The brick was dropped.

The dead cat did not shit.

Deduction number two: After you're dead, you won't shit if someone drops a brick on your ass.

Soon after, a baseball game started up, and the dead cat was left.

As the days passed, an ongoing investigation of the cat continued, and it is always the dead cat in the gutter out in front of Burrets' Building Materials that I think of when I read Richard Wilbur's fine poem "The Groundhog." The maggots put in their appearance a couple of days later, and we watched their fever-boil with horrified, revolted interest. "They're eatin 'his eyes,” Tommy Erbter from up the street pointed out hoarsely. "Look at that, you guys, they're even eatin' his eyes .” Eventually the maggots moved out, leaving the dead cat looking considerably thinner, its fur now faded to a dull, uninteresting color, sparse and knotted.
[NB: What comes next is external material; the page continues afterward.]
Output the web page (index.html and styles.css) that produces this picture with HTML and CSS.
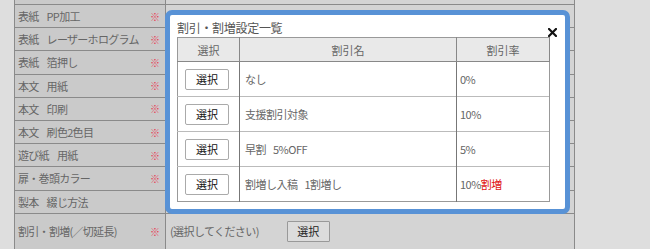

We came less frequently. The cat's decay had entered a less gaudy stage. Still, it was my habit to check the cat on my mile's walk to school each morning; it was just another stop on the way, part of the morning's ritual- like running a stick over the picket fence in front of the empty house or skipping a couple of stones across the pond in the park.

In late September the tag-end of a hurricane hit Stratford. There was a minor flood, and when the waters went down a couple of days later, the dead cat was gone-it had been washed away. I remember it well now, and I suppose I will all my life, as my first intimate experience with death. That cat may be gone from the charts, but not from my heart.